Un premier album alors que le nom même de Cathedraal semblait encore obscur quelques jours avant, ce Voix Blanches gris, amer, mené par d'anciens Madame de Montespan, s'offre dans son écrin en libre téléchargement et s'impose dans une scène Screamo française qui brille toujours de milles feux depuis quelques années.
Première nouvelle pour les fans (ou non-fans) de Madame de Montespan : le frontman ne pousse plus autant sa voix, bien moins incisive mais plus granuleuse, inspiré parfois par quelques spoken-words (pensez à Errata, Daïtro, Le Pré ou je suis mort, …). Néanmoins, les envolées se font toujours virulentes, tranchantes (l'explosif "En Crimée"), retrouvant la fougue de Madame de Monstepan mais s'inspirant sans rougir des Daïtro première période, avec une ambiance sombre héritière de Celeste. A noter la présence de cordes autres que les guitares (celles d'un violon notamment) sur quelques passages ("Sasha", le morceau d'ouverture) et d'un piano ("Je ne t'ai pas défendu"), éléments qui s'incorporent sans grosse difficulté aux autres instruments via une production assez rough, abrasive. Il est à noter que le reste des cordes et percussions maîtrise son sujet : riffs et rythme se succèdent sans fausse note, assurés d'arriver à faire circuler tristesse et souffrance (quelques souvenirs de Gantz risquent de remonter à la surface) grâce à quelques nappes de notes plus ou moins fragiles ("Rouler les peaux mortes").

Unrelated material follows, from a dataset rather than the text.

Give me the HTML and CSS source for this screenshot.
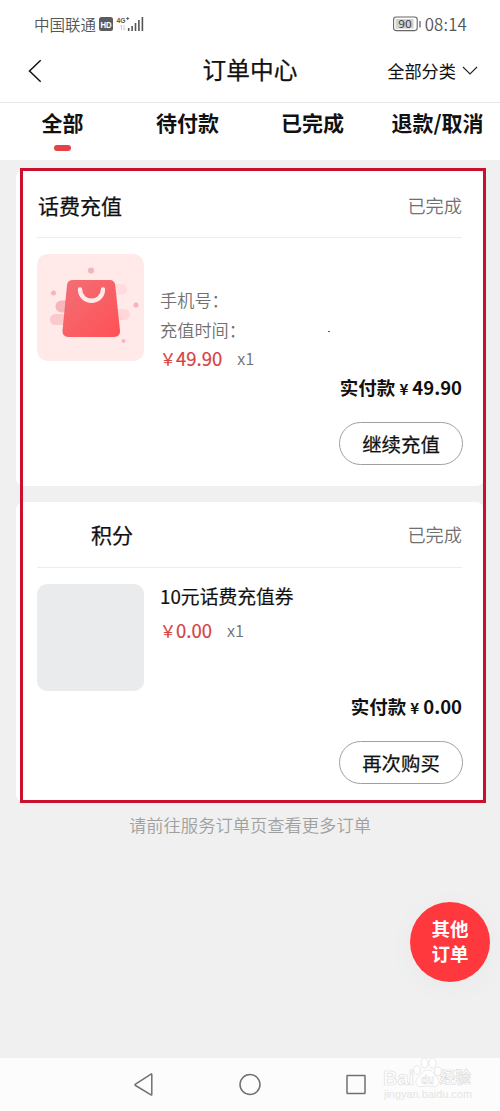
FILE: index.html
```html
<!DOCTYPE html>
<html lang="zh-CN">
<head>
<meta charset="utf-8">
<title>订单中心</title>
<link rel="stylesheet" href="styles.css">
</head>
<body>
<div class="screen">
  <div class="status-bar">
    <span class="carrier">中国联通</span>
    <svg class="signals" width="46" height="20" viewBox="0 0 46 20">
      <rect x="0" y="3" width="14" height="14" rx="2.5" fill="#5c5c5c"/>
      <text class="hd" x="1.5" y="13.500" textLength="11.2" lengthAdjust="spacingAndGlyphs">HD</text>
      <text class="net" x="17.500" y="9" textLength="9" lengthAdjust="spacingAndGlyphs">4G</text>
      <path d="M27.200 4.500h3M28.700 3v3" stroke="#555" stroke-width=".9"/>
      <path d="M22.500 16v-5l-1.200 1.500M25 11v5l1.200-1.500" fill="none" stroke="#bbb" stroke-width=".7"/>
      <path d="M29.700 17v-3M33.100 17v-5M36.500 17v-8M39.900 17V6M43.400 17V3" stroke="#555" stroke-width="1.600"/>
    </svg>
    <svg class="battery" width="30" height="18" viewBox="0 0 30 18">
      <rect x=".6" y="2" width="23.600" height="13.600" rx="2.500" fill="#fff" stroke="#666" stroke-width="1.100"/>
      <rect x="2.600" y="4" width="18" height="9.600" fill="#d2d2d2"/>
      <path d="M27 6v6.500" stroke="#666" stroke-width="1.300"/>
      <text class="level" x="5.300" y="12.900" textLength="13.500" lengthAdjust="spacingAndGlyphs">90</text>
    </svg>
    <span class="clock">08:14</span>
  </div>

  <header class="nav">
    <svg class="back" width="16" height="24" viewBox="0 0 16 24"><path d="M12.700 1.300L1.500 12l11.200 10.700" fill="none" stroke="#111" stroke-width="1.500"/></svg>
    <h1 class="nav-title">订单中心</h1>
    <div class="filter">全部分类<svg width="16" height="10" viewBox="0 0 16 10"><path d="M1 1l7 7 7-7" fill="none" stroke="#222" stroke-width="1.100"/></svg></div>
  </header>

  <nav class="tabs">
    <div class="tab active">全部</div>
    <div class="tab">待付款</div>
    <div class="tab">已完成</div>
    <div class="tab">退款/取消</div>
  </nav>

  <main class="orders">
    <section class="card">
      <div class="card-head"><h2>话费充值</h2><span class="state">已完成</span></div>
      <div class="card-body">
        <svg class="thumb" width="107" height="107" viewBox="0 0 107 107">
          <defs><linearGradient id="bag" x1="0" y1="0" x2="1" y2="1"><stop offset="0" stop-color="#f17076"/><stop offset="1" stop-color="#ff5056"/></linearGradient></defs>
          <rect width="107" height="107" rx="10" fill="#ffe9e9"/>
          <g fill="#fbc8cb">
            <rect x="18.500" y="46.500" width="20" height="12" rx="6" fill="#f8b5ba"/>
            <rect x="13" y="60" width="24" height="11" rx="5.500"/>
            <rect x="68" y="30" width="22" height="11" rx="5.500" fill="#ffdcdd"/>
            <rect x="68" y="55" width="25" height="11" rx="5.500" fill="#ffd7d9"/>
          </g>
          <g fill="#f5b6bb"><circle cx="54" cy="16.500" r="3.100"/><circle cx="16.500" cy="39" r="2.500"/><circle cx="99" cy="51" r="2.600"/><circle cx="86.500" cy="87" r="1.900"/></g>
          <path d="M36 26h36.500q5 0 5.700 5L83 76.500q.5 6.500-6 6.500H31.500q-6.500 0-6-6.500L30 31q.7-5 6-5z" fill="url(#bag)"/>
          <path d="M43 35.500c.5 15 22.500 15 23 0" fill="none" stroke="#ffe9e9" stroke-width="4.400" stroke-linecap="round"/>
        </svg>
        <div class="info">
          <p class="meta first">手机号：</p>
          <p class="meta time"><span>充值时间：</span><i class="speck"></i></p>
          <p class="price-row"><span class="yen">￥</span><span class="price">49.90</span><span class="qty">x1</span></p>
        </div>
      </div>
      <p class="paid">实付款<span class="paid-yen">¥</span>49.90</p>
      <button class="action">继续充值</button>
    </section>

    <section class="card second">
      <div class="card-head"><h2 class="points">积分</h2><span class="state">已完成</span></div>
      <div class="card-body">
        <div class="thumb blank"></div>
        <div class="info">
          <p class="product">10元话费充值券</p>
          <p class="price-row"><span class="yen">￥</span><span class="price">0.00</span><span class="qty">x1</span></p>
        </div>
      </div>
      <p class="paid">实付款<span class="paid-yen">¥</span>0.00</p>
      <button class="action">再次购买</button>
    </section>
    <p class="more">请前往服务订单页查看更多订单</p>
  </main>

  <footer class="system-nav">
    <svg width="20" height="24" viewBox="0 0 20 24"><path d="M17.800 2.500v20q0 .8-.8.400L1.500 13.500q-1-.7 0-1.400L17 2.100q.8-.4.800.400z" fill="none" stroke="#707070" stroke-width="1.500"/></svg>
    <svg width="24" height="24" viewBox="0 0 24 24"><circle cx="12" cy="12.500" r="10" fill="none" stroke="#707070" stroke-width="1.500"/></svg>
    <svg class="recent" width="22" height="24" viewBox="0 0 22 24"><rect x="2" y="3.500" width="18" height="18" rx=".5" fill="none" stroke="#707070" stroke-width="1.500"/></svg>
  </footer>

  <div class="highlight"></div>
  <div class="fab"><span>其他</span><span>订单</span></div>
  <svg class="watermark" width="96" height="46" viewBox="0 0 96 46">
    <g fill="#fff" stroke="#dedede" stroke-width=".7">
      <ellipse cx="36" cy="14" rx="3.300" ry="4.300"/><ellipse cx="43.500" cy="7" rx="3.500" ry="5"/><ellipse cx="51.500" cy="7" rx="3.500" ry="5"/><ellipse cx="57" cy="15.500" rx="3.300" ry="4.300"/>
      <path d="M47 14c5 0 6 5 9 7.500 4 4 2 9-3 9-4 0-8-1-12 0-6 1-8-5-4-9 4-3 5-7.500 10-7.500z"/>
      <text class="wm-bai" x="2" y="28.500" textLength="31" lengthAdjust="spacingAndGlyphs">Bai</text>
      <text class="wm-du" x="40" y="28" textLength="13" lengthAdjust="spacingAndGlyphs">du</text>
      <text class="wm-exp" x="59" y="27" textLength="31" lengthAdjust="spacingAndGlyphs">经验</text>
    </g>
    <text class="wm-url" x="3" y="42" textLength="88" lengthAdjust="spacingAndGlyphs">jingyan.baidu.com</text>
  </svg>
</div>
</body>
</html>
```
FILE: styles.css
```css
* { box-sizing: border-box; }
body { margin: 0; }
h1, h2, p { margin: 0; font-weight: 400; }
svg { display: block; flex: none; }

.screen {
  position: relative;
  display: flex;
  flex-direction: column;
  width: 500px;
  height: 1111px;
  overflow: hidden;
  background: #f0f0f0;
  color: #111;
  font-family: "Noto Sans CJK SC", sans-serif;
  white-space: nowrap;
}

.status-bar {
  display: flex;
  align-items: center;
  height: 48px;
  padding: 0 33px 0 34px;
  background: #fff;
  color: #555;
}
.carrier { font-size: 15.500px; font-weight: 350; line-height: 24px; }
.signals { margin-left: 3px; }
.hd { font: bold 9.500px "Liberation Sans", sans-serif; fill: #fff; }
.net { font: bold 8px "Liberation Sans", sans-serif; fill: #555; }
.battery { margin-left: auto; }
.level { font: 10.500px "Noto Sans CJK SC", sans-serif; fill: #444; }
.clock { margin-left: 2px; font-size: 16.800px; font-weight: 350; line-height: 22px; letter-spacing: .2px; padding-bottom: 1px; }

.nav {
  display: grid;
  grid-template-columns: 100px 1fr 100px;
  align-items: center;
  height: 55px;
  padding: 0 22px 9px 28px;
  background: #fff;
  border-bottom: 1px solid #e7e7e7;
}
.nav-title { margin-left: -6px; padding-bottom: 3px; text-align: center; font-size: 23.700px; line-height: 32px; -webkit-text-stroke: .25px #111; }
.filter { display: flex; align-items: center; justify-content: flex-end; gap: 6px; font-size: 17.200px; line-height: 26px; }

.tabs {
  display: grid;
  grid-template-columns: repeat(4, 125px);
  height: 57px;
  background: #fff;
}
.tab { display: flex; flex-direction: column; align-items: center; font-size: 21px; font-weight: 700; line-height: 39px; }
.active::after { content: ""; width: 17px; height: 6px; margin-top: 3px; border-radius: 3px; background: #e64144; }

.orders { display: flex; flex-direction: column; flex: 1; padding: 10px 16px 0; }
.card {
  display: flex;
  flex-direction: column;
  height: 316px;
  padding: 0 22px;
  border-radius: 8px;
  background: #fff;
}
.second { height: 300px; margin-top: 16px; }
.card-head {
  display: flex;
  align-items: center;
  justify-content: space-between;
  height: 68px;
  margin-left: -1px;
  padding: 2px 0 0 1px;
  border-bottom: 1px solid #ededed;
}
.second .card-head { height: 66px; padding: 0 0 1px 1px; }
.card-head h2 { font-size: 21px; line-height: 30px; -webkit-text-stroke: .25px #111; }
.card-head .points { padding-left: 53px; }
.state { font-size: 18.200px; font-weight: 350; line-height: 28px; color: #707070; }
.card-body { display: flex; height: 107px; margin: 16px 0 0 -1px; gap: 16px; }
.thumb { width: 107px; height: 107px; border-radius: 10px; }
.blank { background: #eaebed; }
.info { display: flex; flex-direction: column; flex: 1; }
.meta { font-size: 17.200px; font-weight: 350; line-height: 29.500px; color: #707070; }
.first { margin-top: 31px; }
.time { display: flex; align-items: center; }
.speck { width: 2px; height: 1px; margin: 5px 0 0 82px; background: #666; }
.price-row { display: flex; align-items: center; height: 28px; color: #d6423f; -webkit-text-stroke: .2px #d6423f; }
.yen { width: 16px; font-size: 16px; line-height: 28px; }
.price { font-size: 18.500px; line-height: 28px; }
.qty { margin-left: 15px; font-size: 16.500px; font-weight: 350; line-height: 28px; color: #707070; -webkit-text-stroke: 0; }
.product { margin-top: -1px; font-size: 18.800px; line-height: 26px; -webkit-text-stroke: .2px #111; }
.second .price-row { margin-top: 7px; }
.paid { margin-top: 12px; text-align: right; font-size: 18.500px; font-weight: 700; line-height: 28px; }
.second .paid { margin-top: 1px; }
.paid-yen { display: inline-block; width: 17px; text-align: center; font-size: 15px; }
.action {
  align-self: flex-end;
  width: 124px;
  height: 43px;
  margin: 19px -1px 0 0;
  padding: 0;
  border: 1px solid #a0a0a0;
  border-radius: 22px;
  background: #fff;
  color: #111;
  font: 400 19.400px/40px "Noto Sans CJK SC", sans-serif;
  -webkit-text-stroke: .25px #111;
}
.more { margin-top: 10px; text-align: center; font-size: 17.300px; font-weight: 350; line-height: 26px; color: #a0a0a0; }

.system-nav {
  display: grid;
  grid-template-columns: repeat(3, 106.500px);
  justify-content: center;
  justify-items: center;
  height: 53px;
  margin-top: auto;
  padding-top: 14px;
  background: #fcfcfc;
}
.recent { margin-right: 2px; }

.highlight { position: absolute; left: 20px; top: 168px; width: 466px; height: 635px; border: 3px solid #c9102e; }
.fab {
  position: absolute;
  left: 410px;
  top: 902px;
  display: flex;
  flex-direction: column;
  align-items: center;
  justify-content: center;
  width: 80px;
  height: 80px;
  padding-bottom: 2px;
  border-radius: 50%;
  background: #ff383d;
  box-shadow: 0 5px 30px rgba(0, 0, 0, .03);
  color: #fff;
  font-size: 18.500px;
  font-weight: 700;
  line-height: 25px;
}
.watermark { position: absolute; left: 381px; top: 1056px; }
.wm-bai { font: bold 20px "Liberation Sans", sans-serif; }
.wm-du { font: bold 13px "Liberation Sans", sans-serif; }
.wm-exp { font: bold 15.500px "Noto Sans CJK SC", sans-serif; }
.wm-url { font: 10px "Liberation Sans", sans-serif; fill: #e5e5e5; }
```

A fleur de peau, l'air vaguement défait, Cathedraal conte son amère vie, de déceptions en désespoirs ("Je l'aimais encore / Faire le deuil de nos étreintes à jamais / Jamais plus je ne pourrai t'enlacer, à jamais"). Il va sans dire que la plume couche sur le papier des thèmes presque trop classiques, mais la qualité d'écriture permet au combo de tirer son épingle du jeu ("Dieu ne croit plus en nous", "Les arbres en témoignent"). Il n'est pas question de fragilité désuète ou maladroite, mais plutôt d'un constant maussade d'une histoire passée et repassée.
"Si seulement tu pouvais fermer les yeux, me laisser aller / Si seulement je pouvais fermer les yeux et tout oublier"
Héritier des Mihai Edrisch, Daïtro ou plus simplement Madame de Montespan, Cathedraal joue le jeu des insolents, criant bien fort sa détresse à la manière des anciens sans faire l'erreur de la jeunesse. Voix Blanches est un premier opus d'une très grande beauté. Celle des fleurs qui se fanent, des regards qui se perdent dans le vide et des sourires maussades de visages fatigués.
Et rappelez vous, nous ne sommes que des noms sur des valises...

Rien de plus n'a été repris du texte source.